Although garden plants hail from all corners of the world, they have surprisingly similar soil requirements. Before planting, make sure the soil is well-supplied with air, water, and nutrients.
Aeration must be the first consideration, because plants can’t use nutrients if roots have no air. Poor aeration occurs when water fills all the soil pores, the result of a high water table or too much fine clay in the soil.
There are three options for dealing with a high water table: Move your garden; raise the roots above the water with raised beds; or lower the water table by draining water away in trenches or a buried, perforated plastic pipe.
Clay soils become poorly aerated because their small pores fill with capillary water. Improve aeration by clumping the clay particles into larger units, forming larger pores from which water can drain. “Glue” for clumping together clay particles is organic matter, such as compost, peat moss, manure, rotted leaves, or sawdust. Mix an abundance of any these materials into the soil.

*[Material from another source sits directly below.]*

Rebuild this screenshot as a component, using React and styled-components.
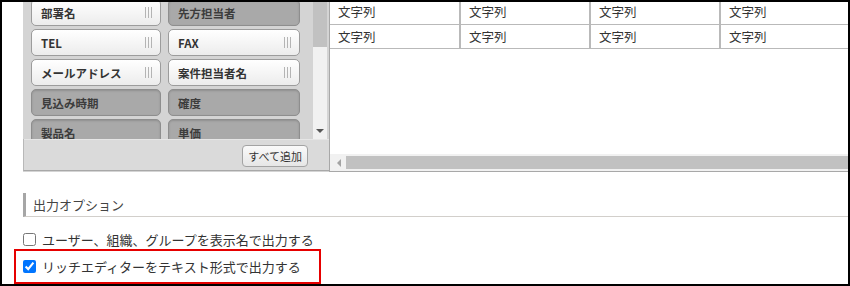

Inability to hold moisture is a typical problem in sandy soils. Watering plants is one cure, but also mix plenty of organic matter into the soil. With aeration and water taken care of, now consider your soil’s fertility. Soils must supply plants with 12 essential nutrients, so test your soil with a home kit or send a sample out to a laboratory to see what is needed.
Before fertilizing, make sure soil acidity is in the correct range, or else plants will not be able to use nutrients.
Finally, fertilize. The three nutrients needed in greatest amounts by plants are nitrogen, phosphorus, and potassium. The organic matter that you added for aeration and water-holding also supplies nutrients, perhaps enough so that no additional fertilizer is needed.